**Exercise aim**:
Leave out the pictures and repeat the rest of the material exactly.

**Data provided**:
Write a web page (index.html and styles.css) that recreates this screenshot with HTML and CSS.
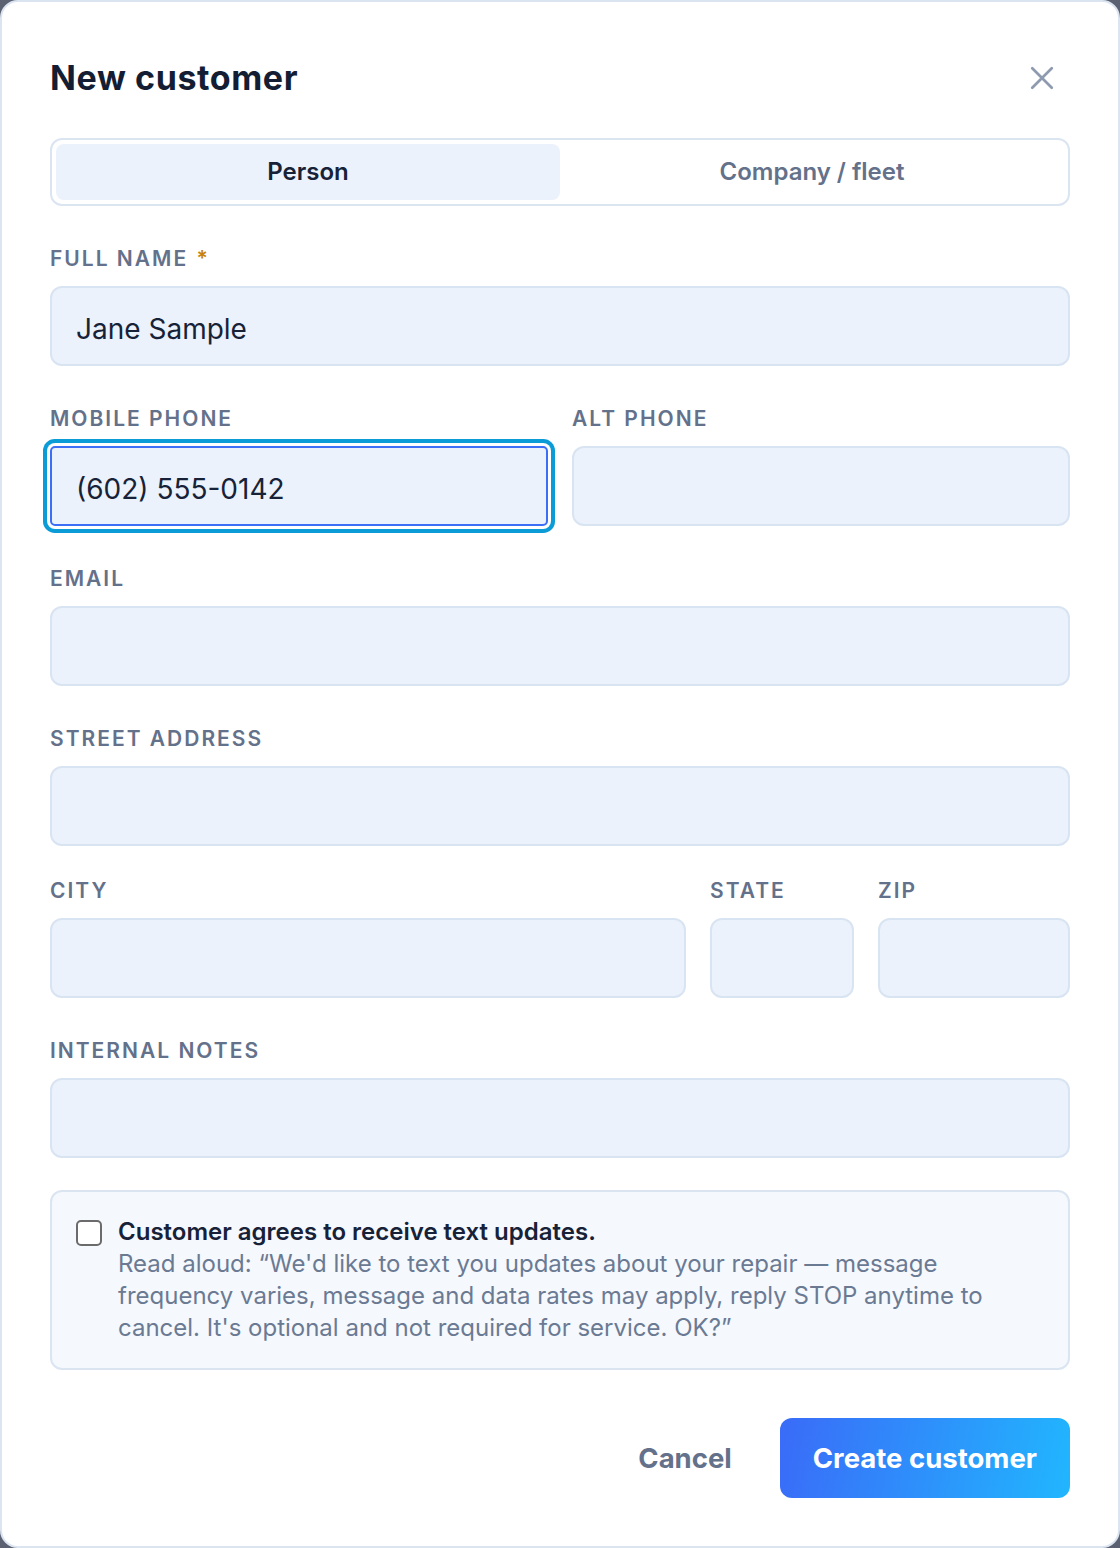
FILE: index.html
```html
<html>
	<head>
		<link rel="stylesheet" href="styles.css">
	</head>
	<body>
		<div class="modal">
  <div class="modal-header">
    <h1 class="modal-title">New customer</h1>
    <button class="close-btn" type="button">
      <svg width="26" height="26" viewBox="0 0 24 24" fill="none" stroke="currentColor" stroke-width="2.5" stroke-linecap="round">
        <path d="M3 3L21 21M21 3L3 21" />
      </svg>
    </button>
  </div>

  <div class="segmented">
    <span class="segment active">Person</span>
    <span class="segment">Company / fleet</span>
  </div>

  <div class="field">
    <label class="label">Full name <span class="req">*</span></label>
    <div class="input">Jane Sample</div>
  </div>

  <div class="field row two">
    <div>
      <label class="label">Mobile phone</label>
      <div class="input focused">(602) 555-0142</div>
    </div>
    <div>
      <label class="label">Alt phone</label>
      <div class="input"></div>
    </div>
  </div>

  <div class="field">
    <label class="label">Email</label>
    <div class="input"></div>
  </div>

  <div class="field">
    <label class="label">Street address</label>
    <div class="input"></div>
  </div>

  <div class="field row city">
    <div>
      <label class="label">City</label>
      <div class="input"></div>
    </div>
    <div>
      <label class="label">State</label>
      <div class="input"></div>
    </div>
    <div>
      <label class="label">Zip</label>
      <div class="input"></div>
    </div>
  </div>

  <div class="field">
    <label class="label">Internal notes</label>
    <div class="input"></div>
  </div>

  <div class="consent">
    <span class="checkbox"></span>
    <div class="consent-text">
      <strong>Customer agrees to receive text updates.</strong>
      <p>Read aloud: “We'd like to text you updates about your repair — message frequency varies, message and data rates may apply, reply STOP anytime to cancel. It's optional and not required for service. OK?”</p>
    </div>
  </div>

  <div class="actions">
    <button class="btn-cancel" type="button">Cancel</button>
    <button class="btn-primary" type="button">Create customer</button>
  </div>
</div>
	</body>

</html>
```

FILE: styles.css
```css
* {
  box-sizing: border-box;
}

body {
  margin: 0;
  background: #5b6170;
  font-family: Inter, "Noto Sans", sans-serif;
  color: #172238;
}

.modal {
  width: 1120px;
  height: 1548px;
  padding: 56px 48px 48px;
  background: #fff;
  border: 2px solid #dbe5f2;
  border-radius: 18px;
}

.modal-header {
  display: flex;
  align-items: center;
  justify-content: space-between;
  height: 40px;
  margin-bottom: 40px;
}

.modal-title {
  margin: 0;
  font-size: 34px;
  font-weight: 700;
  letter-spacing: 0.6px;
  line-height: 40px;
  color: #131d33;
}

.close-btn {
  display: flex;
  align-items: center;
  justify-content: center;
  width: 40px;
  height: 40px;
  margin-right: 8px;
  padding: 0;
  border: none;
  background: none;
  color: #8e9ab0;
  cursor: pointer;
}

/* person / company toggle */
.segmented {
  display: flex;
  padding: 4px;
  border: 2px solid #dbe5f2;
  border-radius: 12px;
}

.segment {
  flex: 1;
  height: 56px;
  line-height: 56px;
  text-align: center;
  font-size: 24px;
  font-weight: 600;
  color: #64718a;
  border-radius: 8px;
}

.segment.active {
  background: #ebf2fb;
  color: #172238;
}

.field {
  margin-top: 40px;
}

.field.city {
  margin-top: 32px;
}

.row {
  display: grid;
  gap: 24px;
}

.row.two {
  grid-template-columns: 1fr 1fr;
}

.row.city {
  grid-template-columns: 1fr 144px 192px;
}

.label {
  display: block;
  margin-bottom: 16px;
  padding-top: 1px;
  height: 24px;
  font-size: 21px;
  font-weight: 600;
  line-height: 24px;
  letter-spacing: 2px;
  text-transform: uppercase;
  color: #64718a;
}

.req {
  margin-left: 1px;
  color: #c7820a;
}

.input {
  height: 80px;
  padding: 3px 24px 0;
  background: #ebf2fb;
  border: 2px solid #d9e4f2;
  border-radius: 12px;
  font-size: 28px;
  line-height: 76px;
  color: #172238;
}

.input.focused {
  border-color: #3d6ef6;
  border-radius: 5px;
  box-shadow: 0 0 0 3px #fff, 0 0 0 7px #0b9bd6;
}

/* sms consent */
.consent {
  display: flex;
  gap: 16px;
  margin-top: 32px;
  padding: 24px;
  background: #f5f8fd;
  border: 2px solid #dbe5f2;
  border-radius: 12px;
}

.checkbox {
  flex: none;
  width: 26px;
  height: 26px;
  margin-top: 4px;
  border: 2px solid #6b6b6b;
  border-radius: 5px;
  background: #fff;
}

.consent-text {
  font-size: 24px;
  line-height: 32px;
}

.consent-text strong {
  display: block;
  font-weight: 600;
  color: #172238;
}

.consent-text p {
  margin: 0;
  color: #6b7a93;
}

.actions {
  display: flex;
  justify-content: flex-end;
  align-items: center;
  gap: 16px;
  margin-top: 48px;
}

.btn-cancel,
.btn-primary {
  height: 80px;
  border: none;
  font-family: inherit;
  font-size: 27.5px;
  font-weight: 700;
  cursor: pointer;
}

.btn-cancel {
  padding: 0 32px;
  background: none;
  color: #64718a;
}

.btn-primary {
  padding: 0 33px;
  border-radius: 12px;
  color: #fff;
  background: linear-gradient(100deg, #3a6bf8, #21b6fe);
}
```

**Finished answer**:
Write a web page (index.html and styles.css) that recreates this screenshot with HTML and CSS.
FILE: index.html
```html
<html>
	<head>
		<link rel="stylesheet" href="styles.css">
	</head>
	<body>
		<div class="modal">
  <div class="modal-header">
    <h1 class="modal-title">New customer</h1>
    <button class="close-btn" type="button">
      <svg width="26" height="26" viewBox="0 0 24 24" fill="none" stroke="currentColor" stroke-width="2.5" stroke-linecap="round">
        <path d="M3 3L21 21M21 3L3 21" />
      </svg>
    </button>
  </div>

  <div class="segmented">
    <span class="segment active">Person</span>
    <span class="segment">Company / fleet</span>
  </div>

  <div class="field">
    <label class="label">Full name <span class="req">*</span></label>
    <div class="input">Jane Sample</div>
  </div>

  <div class="field row two">
    <div>
      <label class="label">Mobile phone</label>
      <div class="input focused">(602) 555-0142</div>
    </div>
    <div>
      <label class="label">Alt phone</label>
      <div class="input"></div>
    </div>
  </div>

  <div class="field">
    <label class="label">Email</label>
    <div class="input"></div>
  </div>

  <div class="field">
    <label class="label">Street address</label>
    <div class="input"></div>
  </div>

  <div class="field row city">
    <div>
      <label class="label">City</label>
      <div class="input"></div>
    </div>
    <div>
      <label class="label">State</label>
      <div class="input"></div>
    </div>
    <div>
      <label class="label">Zip</label>
      <div class="input"></div>
    </div>
  </div>

  <div class="field">
    <label class="label">Internal notes</label>
    <div class="input"></div>
  </div>

  <div class="consent">
    <span class="checkbox"></span>
    <div class="consent-text">
      <strong>Customer agrees to receive text updates.</strong>
      <p>Read aloud: “We'd like to text you updates about your repair — message frequency varies, message and data rates may apply, reply STOP anytime to cancel. It's optional and not required for service. OK?”</p>
    </div>
  </div>

  <div class="actions">
    <button class="btn-cancel" type="button">Cancel</button>
    <button class="btn-primary" type="button">Create customer</button>
  </div>
</div>
	</body>

</html>
```

FILE: styles.css
```css
* {
  box-sizing: border-box;
}

body {
  margin: 0;
  background: #5b6170;
  font-family: Inter, "Noto Sans", sans-serif;
  color: #172238;
}

.modal {
  width: 1120px;
  height: 1548px;
  padding: 56px 48px 48px;
  background: #fff;
  border: 2px solid #dbe5f2;
  border-radius: 18px;
}

.modal-header {
  display: flex;
  align-items: center;
  justify-content: space-between;
  height: 40px;
  margin-bottom: 40px;
}

.modal-title {
  margin: 0;
  font-size: 34px;
  font-weight: 700;
  letter-spacing: 0.6px;
  line-height: 40px;
  color: #131d33;
}

.close-btn {
  display: flex;
  align-items: center;
  justify-content: center;
  width: 40px;
  height: 40px;
  margin-right: 8px;
  padding: 0;
  border: none;
  background: none;
  color: #8e9ab0;
  cursor: pointer;
}

/* person / company toggle */
.segmented {
  display: flex;
  padding: 4px;
  border: 2px solid #dbe5f2;
  border-radius: 12px;
}

.segment {
  flex: 1;
  height: 56px;
  line-height: 56px;
  text-align: center;
  font-size: 24px;
  font-weight: 600;
  color: #64718a;
  border-radius: 8px;
}

.segment.active {
  background: #ebf2fb;
  color: #172238;
}

.field {
  margin-top: 40px;
}

.field.city {
  margin-top: 32px;
}

.row {
  display: grid;
  gap: 24px;
}

.row.two {
  grid-template-columns: 1fr 1fr;
}

.row.city {
  grid-template-columns: 1fr 144px 192px;
}

.label {
  display: block;
  margin-bottom: 16px;
  padding-top: 1px;
  height: 24px;
  font-size: 21px;
  font-weight: 600;
  line-height: 24px;
  letter-spacing: 2px;
  text-transform: uppercase;
  color: #64718a;
}

.req {
  margin-left: 1px;
  color: #c7820a;
}

.input {
  height: 80px;
  padding: 3px 24px 0;
  background: #ebf2fb;
  border: 2px solid #d9e4f2;
  border-radius: 12px;
  font-size: 28px;
  line-height: 76px;
  color: #172238;
}

.input.focused {
  border-color: #3d6ef6;
  border-radius: 5px;
  box-shadow: 0 0 0 3px #fff, 0 0 0 7px #0b9bd6;
}

/* sms consent */
.consent {
  display: flex;
  gap: 16px;
  margin-top: 32px;
  padding: 24px;
  background: #f5f8fd;
  border: 2px solid #dbe5f2;
  border-radius: 12px;
}

.checkbox {
  flex: none;
  width: 26px;
  height: 26px;
  margin-top: 4px;
  border: 2px solid #6b6b6b;
  border-radius: 5px;
  background: #fff;
}

.consent-text {
  font-size: 24px;
  line-height: 32px;
}

.consent-text strong {
  display: block;
  font-weight: 600;
  color: #172238;
}

.consent-text p {
  margin: 0;
  color: #6b7a93;
}

.actions {
  display: flex;
  justify-content: flex-end;
  align-items: center;
  gap: 16px;
  margin-top: 48px;
}

.btn-cancel,
.btn-primary {
  height: 80px;
  border: none;
  font-family: inherit;
  font-size: 27.5px;
  font-weight: 700;
  cursor: pointer;
}

.btn-cancel {
  padding: 0 32px;
  background: none;
  color: #64718a;
}

.btn-primary {
  padding: 0 33px;
  border-radius: 12px;
  color: #fff;
  background: linear-gradient(100deg, #3a6bf8, #21b6fe);
}
```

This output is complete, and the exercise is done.